[Records for processing]

* * * * *

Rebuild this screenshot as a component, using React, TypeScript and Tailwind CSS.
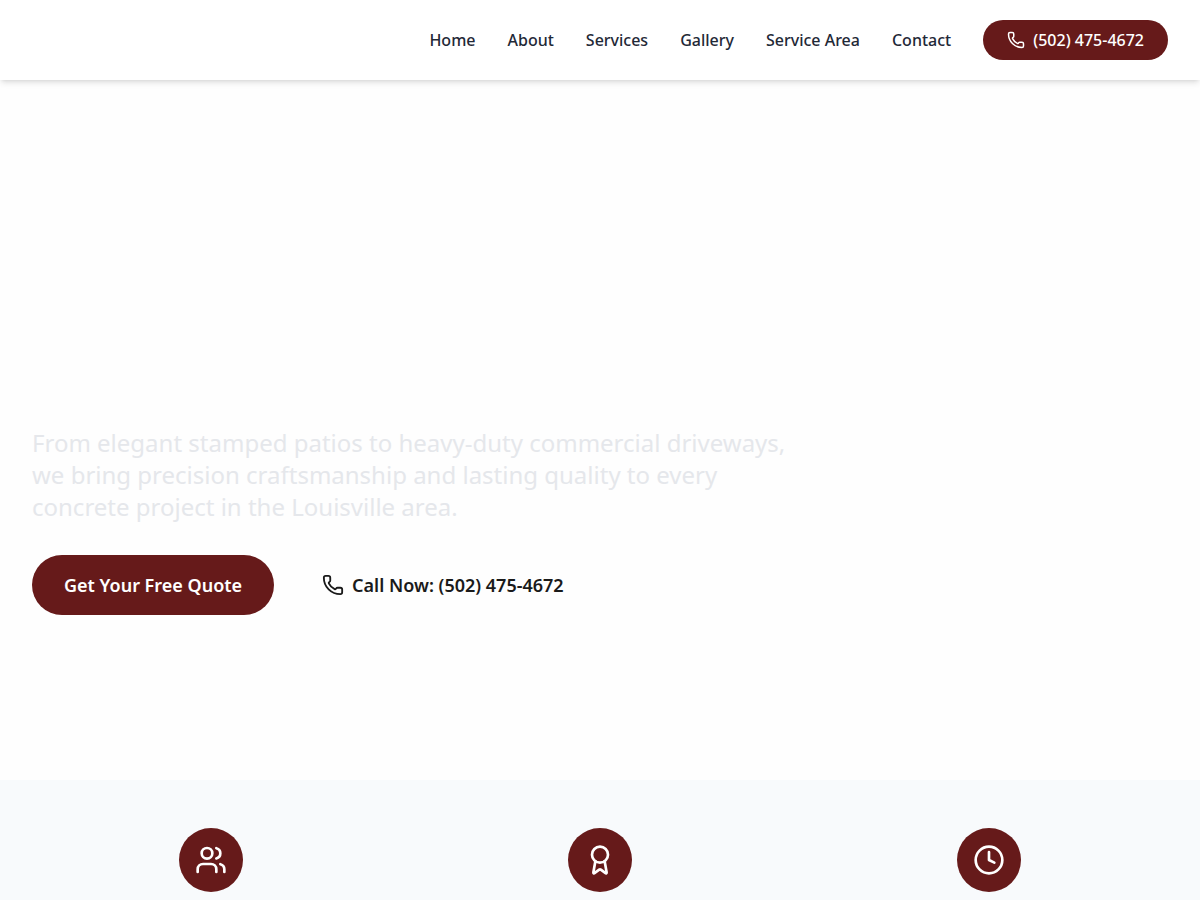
import React from 'react';
import { Award, Clock, Phone, Users } from 'lucide-react';

const navLinks = [
  { label: 'Home', href: '#home' },
  { label: 'About', href: '#about' },
  { label: 'Services', href: '#services' },
  { label: 'Gallery', href: '#gallery' },
  { label: 'Service Area', href: '#service-area' },
  { label: 'Contact', href: '#contact' },
];

const features = [Users, Award, Clock];

function Header() {
  return (
    <header className="sticky top-0 z-50 bg-white shadow-md">
      <div className="max-w-7xl mx-auto h-20 px-8 flex items-center justify-end">
        <nav className="flex items-center gap-8">
          {navLinks.map((link) => (
            <a
              key={link.href}
              href={link.href}
              className="font-medium text-[#1f2937] hover:text-[#661a1a] transition-colors"
            >
              {link.label}
            </a>
          ))}
          <a
            href="tel:5024754672"
            className="flex items-center gap-2 px-6 py-2 rounded-full bg-[#661a1a] text-white font-medium"
          >
            <Phone size={18} />
            (502) 475-4672
          </a>
        </nav>
      </div>
    </header>
  );
}

function Hero() {
  return (
    <section id="home" className="min-h-[700px] flex flex-col justify-end pb-[165px]">
      <div className="w-full max-w-7xl mx-auto px-8">
        <p className="max-w-3xl mb-8 text-2xl text-gray-200">
          From elegant stamped patios to heavy-duty commercial driveways, we bring precision
          craftsmanship and lasting quality to every concrete project in the Louisville area.
        </p>
        <div className="flex flex-wrap gap-4">
          <a
            href="#contact"
            className="px-8 py-4 rounded-full bg-[#661a1a] text-white text-lg leading-7 font-semibold"
          >
            Get Your Free Quote
          </a>
          <a
            href="tel:5024754672"
            className="flex items-center gap-2 px-8 py-4 rounded-full text-[#1a1a1a] text-lg leading-7 font-semibold"
          >
            <Phone size={22} />
            Call Now: (502) 475-4672
          </a>
        </div>
      </div>
    </section>
  );
}

function Features() {
  return (
    <section className="bg-[#f8fafc] py-12">
      <div className="max-w-7xl mx-auto px-8 grid grid-cols-3 gap-8">
        {features.map((Icon, i) => (
          <div key={i} className="flex justify-center">
            <div className="w-16 h-16 rounded-full bg-[#661a1a] text-white flex items-center justify-center">
              <Icon size={32} />
            </div>
          </div>
        ))}
      </div>
    </section>
  );
}

export default function App() {
  return (
    <div className="min-h-screen bg-[#fefefe] font-['Noto_Sans',sans-serif]">
      <Header />
      <Hero />
      <Features />
    </div>
  );
}
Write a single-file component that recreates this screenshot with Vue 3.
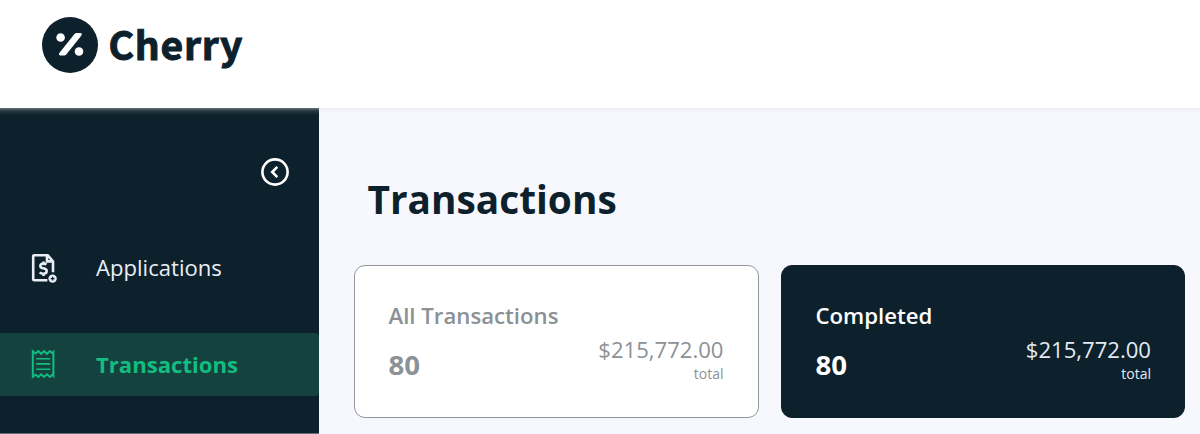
<template>
  <div class="page">
    <header class="header">
      <svg class="logo-mark" viewBox="0 0 56 56">
        <circle cx="28" cy="28" r="28" />
        <path d="M18.6 38.4h3.5q1.3 0 2.2-1l14.9-18.6q1.6-2.4-1-2.7h-3.5q-1.3 0-2.2 1L17.5 35.7q-1.5 2.4 1.1 2.7z" />
        <circle class="dot" cx="18.6" cy="20.5" r="4.3" />
        <circle class="dot" cx="37" cy="34.5" r="4.3" />
      </svg>
      <span class="logo-text">Cherry</span>
    </header>

    <div class="body">
      <aside class="sidebar">
        <button class="collapse" aria-label="Collapse">
          <svg viewBox="0 0 28 28">
            <circle cx="14" cy="14" r="12.6" />
            <path d="M16.3 8.8 11.2 14l5.1 5.2" />
          </svg>
        </button>

        <nav class="nav">
          <a class="nav-item">
            <svg class="nav-icon" viewBox="0 0 28 32">
              <path class="bold" d="M17.4 28.3H4.2q-1 0-1-1V4.2q0-1 1-1h13.5l5.3 6.2v10.8M17 3.2v6.2h6" />
              <path class="bold" d="M16.4 12.7q-1.1-1.1-3.1-1.1-3 0-3 2.3 0 1.8 3 2.4 3.4.6 3.4 2.8 0 2.6-3.3 2.6-2.5 0-3.7-1.3M13.5 9.4v2M13.5 21.7v2.4" />
              <circle class="badge" cx="22.6" cy="26.6" r="4.2" />
              <path class="plus" d="M20.7 26.6h3.8M22.6 24.7v3.8" />
            </svg>
            <span>Applications</span>
          </a>
          <a class="nav-item active">
            <svg class="nav-icon" viewBox="0 0 28 32">
              <path d="M2.8 3.2v25.7l2.9-2.1 2.6 2.1 2.9-2.6 2.9 2.6 2.9-2.6 2.9 2.6 2.4-2.1 1.1 1.2V4l-1.1 1.2-2.4-2.1L17 5.8l-2.9-2.7-2.9 2.7-2.9-2.7-2.6 2.4z" />
              <path class="lines" d="M6.2 10.7h14M6.2 15.9h14M6.2 21.3h14" />
            </svg>
            <span>Transactions</span>
          </a>
        </nav>
      </aside>

      <main class="main">
        <h1 class="title">Transactions</h1>
        <div class="cards">
          <section v-for="card in cards" :key="card.label" class="card" :class="{ dark: card.selected }">
            <div class="label">{{ card.label }}</div>
            <div class="stats">
              <span class="count">{{ card.count }}</span>
              <div class="sum">
                <span class="amount">{{ card.amount }}</span>
                <span class="total">total</span>
              </div>
            </div>
          </section>
        </div>
      </main>
    </div>
  </div>
</template>

<script setup>
const cards = [
  { label: 'All Transactions', count: 80, amount: '$215,772.00', selected: false },
  { label: 'Completed', count: 80, amount: '$215,772.00', selected: true },
];
</script>

<style>
body {
  margin: 0;
  overflow: hidden;
}
</style>

<style scoped>
.page {
  display: flex;
  flex-direction: column;
  height: 434px;
  background: #f7f8fd;
  color: #0d212d;
  font-family: "Open Sans", "Noto Sans", sans-serif;
}

.header {
  display: flex;
  align-items: flex-start;
  flex: none;
  box-sizing: border-box;
  height: 108px;
  padding: 16.5px 0 0 41.5px;
  background: #fff;
}

.logo-mark {
  width: 56px;
  height: 56px;
  fill: #0d212d;
}

.logo-mark path,
.logo-mark .dot {
  fill: #fff;
}

.logo-text {
  margin: -2px 0 0 11px;
  font: 700 39px/56px "Noto Sans CJK JP", "Open Sans", sans-serif;
  letter-spacing: 0.75px;
  -webkit-text-stroke: 1px #0d212d;
}

.body {
  display: flex;
  flex: 1;
  min-height: 0;
}

.sidebar {
  flex: none;
  box-sizing: border-box;
  width: 319px;
  border-bottom: 1px solid #647079;
  background: linear-gradient(#66727a, #26373f 3px, #0d212d 7px);
}

.collapse {
  display: block;
  width: 28px;
  height: 28px;
  margin: 50px 30.5px 0 auto;
  padding: 0;
  border: 0;
  background: none;
}

.collapse svg {
  display: block;
  fill: none;
  stroke: #fff;
  stroke-width: 2.6;
}

.nav {
  display: flex;
  flex-direction: column;
  gap: 33px;
  margin-top: 50px;
}

.nav-item {
  display: flex;
  align-items: center;
  height: 63.6px;
  padding-left: 30px;
  border-radius: 0 4px 4px 0;
  color: #e9eef5;
  font-size: 22.1px;
}

.nav-item span {
  margin: -1px 0 0 38px;
}

.nav-item.active {
  background: #13423f;
  color: #13bd80;
  font-weight: 700;
}

.nav-icon {
  width: 28px;
  height: 32px;
  fill: none;
  stroke: currentColor;
  stroke-width: 2;
}

.bold {
  stroke-width: 2.6;
}

.badge {
  fill: currentColor;
  stroke: none;
}

.plus {
  stroke: #0d212d;
  stroke-width: 1.3;
}

.lines {
  stroke-width: 1.6;
}

.main {
  flex: 1;
  padding: 0 15px 0 35px;
  background: linear-gradient(#efeff2, #f7f8fd 5px);
}

.title {
  margin: 64px 0 0 13.5px;
  font-size: 38.8px;
  line-height: 54px;
}

.cards {
  display: grid;
  grid-template-columns: 1fr 1fr;
  gap: 22px;
  margin-top: 39px;
}

.card {
  box-sizing: border-box;
  height: 153px;
  padding: 35px 34px 0 33.5px;
  border: 1.5px solid #92989c;
  border-radius: 11px;
  background: #fff;
  color: #8b9195;
}

.card.dark {
  padding-right: 33px;
  padding-left: 34px;
  border-color: #0d212d;
  background: #0d212d;
  color: #fff;
}

.label {
  font-size: 22.2px;
  font-weight: 600;
  line-height: 30px;
}

.stats {
  display: flex;
  justify-content: space-between;
}

.count {
  margin-top: 13.5px;
  font-size: 27.6px;
  font-weight: 700;
  line-height: 38px;
}

.sum {
  display: flex;
  flex-direction: column;
  align-items: flex-end;
  margin-top: 3px;
}

.amount {
  font-size: 22.1px;
  line-height: 30px;
}

.total {
  margin-top: 1px;
  font-size: 14px;
  line-height: 18px;
}

.dark .amount,
.dark .total {
  color: #e3ebf2;
}
</style>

* * * * *

[The problem]
In the listing, find every line containing the word "component" and list it.

[Output]
Rebuild this screenshot as a component, using React, TypeScript and Tailwind CSS.
Write a single-file component that recreates this screenshot with Vue 3.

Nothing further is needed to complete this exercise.